*** TASK DATA ***
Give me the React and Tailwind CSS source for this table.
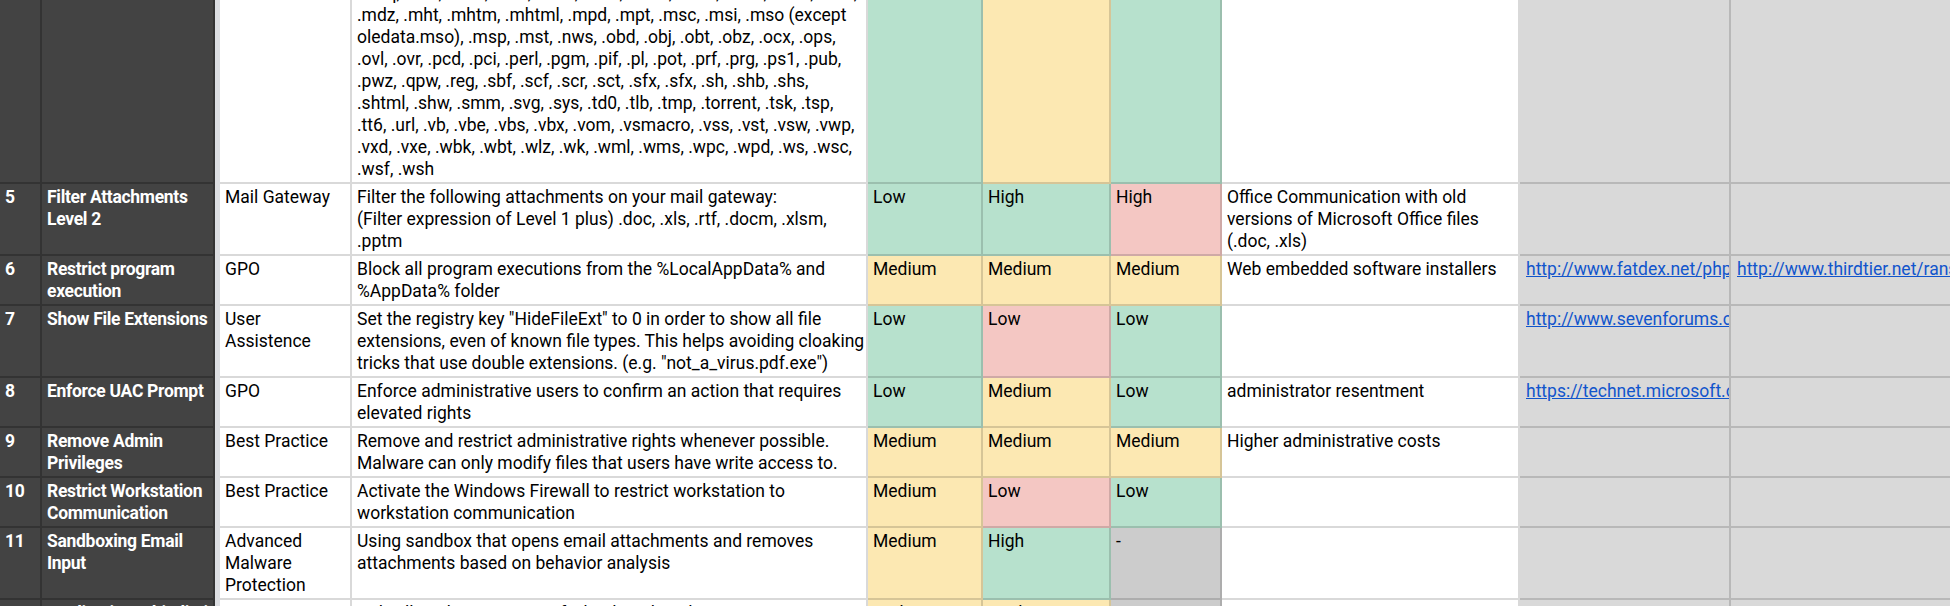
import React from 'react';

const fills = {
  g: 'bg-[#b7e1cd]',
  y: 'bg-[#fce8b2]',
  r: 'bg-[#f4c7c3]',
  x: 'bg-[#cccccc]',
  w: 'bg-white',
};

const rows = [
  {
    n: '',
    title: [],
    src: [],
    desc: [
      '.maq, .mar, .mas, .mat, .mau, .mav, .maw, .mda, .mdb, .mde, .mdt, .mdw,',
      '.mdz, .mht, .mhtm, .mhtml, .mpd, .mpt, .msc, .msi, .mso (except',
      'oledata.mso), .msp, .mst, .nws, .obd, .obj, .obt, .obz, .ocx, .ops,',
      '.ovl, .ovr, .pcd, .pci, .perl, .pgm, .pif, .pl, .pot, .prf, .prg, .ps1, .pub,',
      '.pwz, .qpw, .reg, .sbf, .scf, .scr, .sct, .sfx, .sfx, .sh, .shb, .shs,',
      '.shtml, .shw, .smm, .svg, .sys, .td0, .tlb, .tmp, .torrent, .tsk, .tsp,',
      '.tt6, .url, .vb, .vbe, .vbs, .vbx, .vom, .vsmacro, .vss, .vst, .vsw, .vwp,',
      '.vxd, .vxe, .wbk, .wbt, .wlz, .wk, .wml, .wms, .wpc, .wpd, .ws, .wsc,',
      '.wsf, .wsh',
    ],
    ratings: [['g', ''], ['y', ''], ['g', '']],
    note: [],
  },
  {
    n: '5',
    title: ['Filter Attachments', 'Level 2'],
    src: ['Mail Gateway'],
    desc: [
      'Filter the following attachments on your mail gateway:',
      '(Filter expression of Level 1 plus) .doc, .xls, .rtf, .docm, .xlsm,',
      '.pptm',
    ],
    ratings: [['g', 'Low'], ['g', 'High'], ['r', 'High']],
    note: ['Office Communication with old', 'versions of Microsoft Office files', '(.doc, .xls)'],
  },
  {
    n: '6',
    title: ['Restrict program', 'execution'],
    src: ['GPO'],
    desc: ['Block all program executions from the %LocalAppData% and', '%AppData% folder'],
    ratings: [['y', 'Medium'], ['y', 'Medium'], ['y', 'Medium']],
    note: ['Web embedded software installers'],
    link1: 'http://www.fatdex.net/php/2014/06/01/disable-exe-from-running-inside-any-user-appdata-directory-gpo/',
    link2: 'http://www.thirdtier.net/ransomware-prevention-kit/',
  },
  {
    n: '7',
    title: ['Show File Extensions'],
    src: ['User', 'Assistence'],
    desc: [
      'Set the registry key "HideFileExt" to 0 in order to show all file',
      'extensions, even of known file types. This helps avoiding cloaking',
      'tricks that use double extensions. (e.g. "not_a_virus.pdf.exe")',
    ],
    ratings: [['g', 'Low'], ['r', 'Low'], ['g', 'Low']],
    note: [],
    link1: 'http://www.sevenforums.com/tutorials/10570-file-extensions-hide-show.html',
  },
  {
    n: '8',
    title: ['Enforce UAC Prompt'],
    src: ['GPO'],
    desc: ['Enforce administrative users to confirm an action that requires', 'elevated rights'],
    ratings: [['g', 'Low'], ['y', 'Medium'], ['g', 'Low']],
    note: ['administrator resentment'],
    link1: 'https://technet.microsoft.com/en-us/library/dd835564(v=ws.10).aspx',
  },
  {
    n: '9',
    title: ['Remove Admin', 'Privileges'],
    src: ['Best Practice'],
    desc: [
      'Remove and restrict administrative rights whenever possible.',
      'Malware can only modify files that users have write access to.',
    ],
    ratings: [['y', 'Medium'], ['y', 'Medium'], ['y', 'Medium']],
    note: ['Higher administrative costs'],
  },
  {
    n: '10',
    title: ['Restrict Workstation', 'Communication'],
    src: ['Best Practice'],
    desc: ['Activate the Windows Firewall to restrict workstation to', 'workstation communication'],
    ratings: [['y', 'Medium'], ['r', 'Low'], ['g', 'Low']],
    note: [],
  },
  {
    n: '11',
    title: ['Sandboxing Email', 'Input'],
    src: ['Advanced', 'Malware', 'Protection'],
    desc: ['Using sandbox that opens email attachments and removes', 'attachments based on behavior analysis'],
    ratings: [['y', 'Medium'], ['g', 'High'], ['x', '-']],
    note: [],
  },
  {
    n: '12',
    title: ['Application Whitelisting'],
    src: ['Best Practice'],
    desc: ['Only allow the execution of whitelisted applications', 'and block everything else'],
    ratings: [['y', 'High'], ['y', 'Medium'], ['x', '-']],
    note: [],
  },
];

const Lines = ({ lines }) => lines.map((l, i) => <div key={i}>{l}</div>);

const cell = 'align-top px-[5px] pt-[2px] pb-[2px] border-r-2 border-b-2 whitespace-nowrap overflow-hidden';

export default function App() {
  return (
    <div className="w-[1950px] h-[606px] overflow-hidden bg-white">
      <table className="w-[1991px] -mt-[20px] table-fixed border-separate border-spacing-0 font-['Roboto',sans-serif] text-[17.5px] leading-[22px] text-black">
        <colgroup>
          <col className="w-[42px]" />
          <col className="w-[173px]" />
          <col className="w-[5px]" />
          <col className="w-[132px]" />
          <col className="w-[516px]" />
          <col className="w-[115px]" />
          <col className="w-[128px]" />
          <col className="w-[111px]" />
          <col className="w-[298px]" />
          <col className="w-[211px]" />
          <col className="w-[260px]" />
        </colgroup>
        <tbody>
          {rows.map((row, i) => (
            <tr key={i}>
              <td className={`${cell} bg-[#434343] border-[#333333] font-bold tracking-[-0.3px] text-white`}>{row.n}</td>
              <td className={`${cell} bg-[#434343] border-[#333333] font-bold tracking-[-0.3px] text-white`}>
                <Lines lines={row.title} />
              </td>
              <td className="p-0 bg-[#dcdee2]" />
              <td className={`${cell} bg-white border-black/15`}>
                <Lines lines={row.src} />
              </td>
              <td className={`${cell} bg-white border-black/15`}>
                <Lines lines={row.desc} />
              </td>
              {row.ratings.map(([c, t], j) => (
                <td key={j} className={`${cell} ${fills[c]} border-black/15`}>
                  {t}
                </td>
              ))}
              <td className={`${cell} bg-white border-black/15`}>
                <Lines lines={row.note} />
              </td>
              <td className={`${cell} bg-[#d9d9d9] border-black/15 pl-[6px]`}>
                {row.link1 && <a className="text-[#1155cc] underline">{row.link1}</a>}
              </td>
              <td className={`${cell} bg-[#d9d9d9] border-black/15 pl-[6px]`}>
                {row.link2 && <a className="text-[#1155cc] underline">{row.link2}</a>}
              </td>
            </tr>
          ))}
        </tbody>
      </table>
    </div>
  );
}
***
*** TASK DATA ***
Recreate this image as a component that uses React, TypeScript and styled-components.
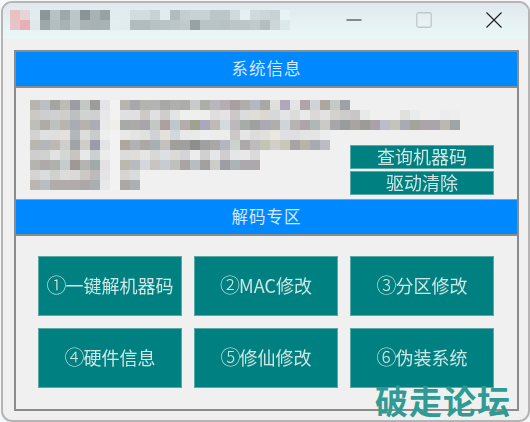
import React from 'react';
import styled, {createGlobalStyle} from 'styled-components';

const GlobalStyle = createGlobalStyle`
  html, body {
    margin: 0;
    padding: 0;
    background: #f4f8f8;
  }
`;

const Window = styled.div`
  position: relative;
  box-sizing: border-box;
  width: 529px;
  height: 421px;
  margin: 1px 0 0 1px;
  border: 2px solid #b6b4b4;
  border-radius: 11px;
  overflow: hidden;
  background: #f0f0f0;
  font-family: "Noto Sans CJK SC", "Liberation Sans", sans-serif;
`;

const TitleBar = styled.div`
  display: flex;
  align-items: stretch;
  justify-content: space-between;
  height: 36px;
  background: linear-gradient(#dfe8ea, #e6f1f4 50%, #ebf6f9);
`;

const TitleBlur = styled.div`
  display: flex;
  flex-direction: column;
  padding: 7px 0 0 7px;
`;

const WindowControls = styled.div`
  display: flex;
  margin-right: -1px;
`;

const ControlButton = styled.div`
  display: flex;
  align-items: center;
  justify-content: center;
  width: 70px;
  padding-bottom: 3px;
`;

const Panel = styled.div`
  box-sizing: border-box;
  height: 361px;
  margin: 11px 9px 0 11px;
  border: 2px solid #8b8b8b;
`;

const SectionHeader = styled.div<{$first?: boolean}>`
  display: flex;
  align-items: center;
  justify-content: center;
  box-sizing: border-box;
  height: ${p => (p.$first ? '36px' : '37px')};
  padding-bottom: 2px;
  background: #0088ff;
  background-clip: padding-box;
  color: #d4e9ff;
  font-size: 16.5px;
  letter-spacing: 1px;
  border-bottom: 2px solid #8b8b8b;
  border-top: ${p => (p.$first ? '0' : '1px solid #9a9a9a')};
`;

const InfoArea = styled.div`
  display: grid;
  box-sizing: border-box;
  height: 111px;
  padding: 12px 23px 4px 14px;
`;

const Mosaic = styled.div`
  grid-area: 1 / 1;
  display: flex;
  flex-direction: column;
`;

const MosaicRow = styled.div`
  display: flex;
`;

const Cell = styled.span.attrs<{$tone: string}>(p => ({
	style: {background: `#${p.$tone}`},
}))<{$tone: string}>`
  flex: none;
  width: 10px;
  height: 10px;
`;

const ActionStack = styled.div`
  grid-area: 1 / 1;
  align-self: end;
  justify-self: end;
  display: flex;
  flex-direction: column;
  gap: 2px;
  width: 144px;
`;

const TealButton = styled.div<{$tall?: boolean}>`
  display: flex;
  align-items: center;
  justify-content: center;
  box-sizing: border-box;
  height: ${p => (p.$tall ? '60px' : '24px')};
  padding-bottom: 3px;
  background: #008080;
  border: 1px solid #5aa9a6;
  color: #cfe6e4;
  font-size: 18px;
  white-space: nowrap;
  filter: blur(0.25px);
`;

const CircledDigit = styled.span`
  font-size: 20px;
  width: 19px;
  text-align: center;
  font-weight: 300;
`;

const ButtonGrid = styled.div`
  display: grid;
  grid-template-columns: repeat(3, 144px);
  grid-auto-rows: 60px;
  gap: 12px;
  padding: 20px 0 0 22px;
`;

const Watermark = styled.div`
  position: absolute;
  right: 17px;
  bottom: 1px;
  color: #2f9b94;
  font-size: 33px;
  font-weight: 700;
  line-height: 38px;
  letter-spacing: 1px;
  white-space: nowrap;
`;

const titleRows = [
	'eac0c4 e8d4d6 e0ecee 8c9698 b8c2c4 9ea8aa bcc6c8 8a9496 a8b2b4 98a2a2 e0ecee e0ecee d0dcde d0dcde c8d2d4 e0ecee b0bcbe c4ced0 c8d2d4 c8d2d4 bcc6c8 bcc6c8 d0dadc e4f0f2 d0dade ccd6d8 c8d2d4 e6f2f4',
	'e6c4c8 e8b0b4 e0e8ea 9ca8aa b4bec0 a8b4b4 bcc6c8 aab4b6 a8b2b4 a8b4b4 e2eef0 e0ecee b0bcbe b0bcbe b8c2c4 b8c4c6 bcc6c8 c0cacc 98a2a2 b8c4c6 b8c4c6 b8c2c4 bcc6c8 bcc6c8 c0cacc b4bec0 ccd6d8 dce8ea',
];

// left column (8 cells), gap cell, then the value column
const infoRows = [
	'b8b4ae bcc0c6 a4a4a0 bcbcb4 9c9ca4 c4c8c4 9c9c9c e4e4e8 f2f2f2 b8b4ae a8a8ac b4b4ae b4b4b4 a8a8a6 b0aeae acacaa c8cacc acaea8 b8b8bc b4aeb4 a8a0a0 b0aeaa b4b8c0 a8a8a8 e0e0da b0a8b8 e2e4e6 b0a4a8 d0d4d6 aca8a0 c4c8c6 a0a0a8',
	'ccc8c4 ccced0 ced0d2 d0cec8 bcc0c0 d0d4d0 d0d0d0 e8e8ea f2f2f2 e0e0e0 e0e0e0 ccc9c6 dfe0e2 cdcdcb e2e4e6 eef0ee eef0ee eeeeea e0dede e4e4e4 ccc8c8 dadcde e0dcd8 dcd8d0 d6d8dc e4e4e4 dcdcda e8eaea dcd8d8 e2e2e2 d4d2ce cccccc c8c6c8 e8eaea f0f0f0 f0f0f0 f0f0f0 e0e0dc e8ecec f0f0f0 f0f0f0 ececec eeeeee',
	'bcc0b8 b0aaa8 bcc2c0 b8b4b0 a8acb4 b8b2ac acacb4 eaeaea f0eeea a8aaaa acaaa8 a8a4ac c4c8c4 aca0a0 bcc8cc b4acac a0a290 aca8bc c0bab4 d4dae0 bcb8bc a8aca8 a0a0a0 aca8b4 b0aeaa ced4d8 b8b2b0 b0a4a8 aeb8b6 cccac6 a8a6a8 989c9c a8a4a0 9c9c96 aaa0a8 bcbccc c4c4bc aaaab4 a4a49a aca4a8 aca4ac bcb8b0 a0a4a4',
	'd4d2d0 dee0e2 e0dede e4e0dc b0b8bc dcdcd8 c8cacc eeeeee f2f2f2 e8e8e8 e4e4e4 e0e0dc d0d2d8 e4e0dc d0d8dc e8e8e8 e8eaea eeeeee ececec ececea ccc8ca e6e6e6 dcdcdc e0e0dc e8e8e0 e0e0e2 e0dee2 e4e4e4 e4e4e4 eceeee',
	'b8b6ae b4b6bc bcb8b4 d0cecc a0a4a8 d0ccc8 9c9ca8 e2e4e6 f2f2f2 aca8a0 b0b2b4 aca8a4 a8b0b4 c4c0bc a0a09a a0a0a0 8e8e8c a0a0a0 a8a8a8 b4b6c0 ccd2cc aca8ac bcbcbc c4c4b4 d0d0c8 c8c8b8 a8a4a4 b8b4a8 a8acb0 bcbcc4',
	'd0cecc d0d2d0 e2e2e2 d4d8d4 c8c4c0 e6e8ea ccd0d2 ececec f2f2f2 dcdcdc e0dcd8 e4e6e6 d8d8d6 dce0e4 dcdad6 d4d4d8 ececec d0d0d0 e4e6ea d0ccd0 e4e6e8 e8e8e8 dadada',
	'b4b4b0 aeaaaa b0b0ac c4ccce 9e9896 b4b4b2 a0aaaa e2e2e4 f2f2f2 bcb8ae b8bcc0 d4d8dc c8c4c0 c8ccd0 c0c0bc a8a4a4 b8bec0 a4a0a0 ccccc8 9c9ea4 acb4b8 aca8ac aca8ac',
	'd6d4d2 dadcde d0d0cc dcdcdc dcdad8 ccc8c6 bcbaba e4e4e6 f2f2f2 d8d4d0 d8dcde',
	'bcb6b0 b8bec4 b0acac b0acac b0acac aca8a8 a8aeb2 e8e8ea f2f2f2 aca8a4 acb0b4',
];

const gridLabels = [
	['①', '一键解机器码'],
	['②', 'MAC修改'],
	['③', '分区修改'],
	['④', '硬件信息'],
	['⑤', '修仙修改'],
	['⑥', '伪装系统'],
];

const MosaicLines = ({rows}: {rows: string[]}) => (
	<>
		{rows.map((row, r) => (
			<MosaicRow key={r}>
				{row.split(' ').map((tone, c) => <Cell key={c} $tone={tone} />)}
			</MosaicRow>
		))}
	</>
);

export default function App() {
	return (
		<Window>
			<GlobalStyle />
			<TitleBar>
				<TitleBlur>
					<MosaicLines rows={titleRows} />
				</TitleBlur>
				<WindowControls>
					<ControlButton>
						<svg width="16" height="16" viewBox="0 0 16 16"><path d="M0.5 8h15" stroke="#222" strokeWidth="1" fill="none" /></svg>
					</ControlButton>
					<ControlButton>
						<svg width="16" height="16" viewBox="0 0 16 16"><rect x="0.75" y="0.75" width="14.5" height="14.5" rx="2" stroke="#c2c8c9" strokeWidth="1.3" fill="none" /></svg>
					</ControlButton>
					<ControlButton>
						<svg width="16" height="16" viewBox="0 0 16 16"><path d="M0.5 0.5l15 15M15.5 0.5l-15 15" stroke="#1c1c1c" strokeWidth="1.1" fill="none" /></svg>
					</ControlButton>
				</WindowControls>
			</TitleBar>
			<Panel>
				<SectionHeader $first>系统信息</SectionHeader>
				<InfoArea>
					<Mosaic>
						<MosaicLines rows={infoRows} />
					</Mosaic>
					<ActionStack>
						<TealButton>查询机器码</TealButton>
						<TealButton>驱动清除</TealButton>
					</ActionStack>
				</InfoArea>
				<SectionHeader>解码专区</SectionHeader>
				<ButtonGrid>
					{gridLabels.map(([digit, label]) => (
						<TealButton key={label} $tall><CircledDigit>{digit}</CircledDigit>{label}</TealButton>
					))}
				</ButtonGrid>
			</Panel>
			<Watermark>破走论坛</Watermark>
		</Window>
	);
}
***
_EXERCISE INSTRUCTIONS_: Copy in full each line that holds the word "table".

_WRITTEN RESPONSE_:
Give me the React and Tailwind CSS source for this table.
      <table className="w-[1991px] -mt-[20px] table-fixed border-separate border-spacing-0 font-['Roboto',sans-serif] text-[17.5px] leading-[22px] text-black">
      </table>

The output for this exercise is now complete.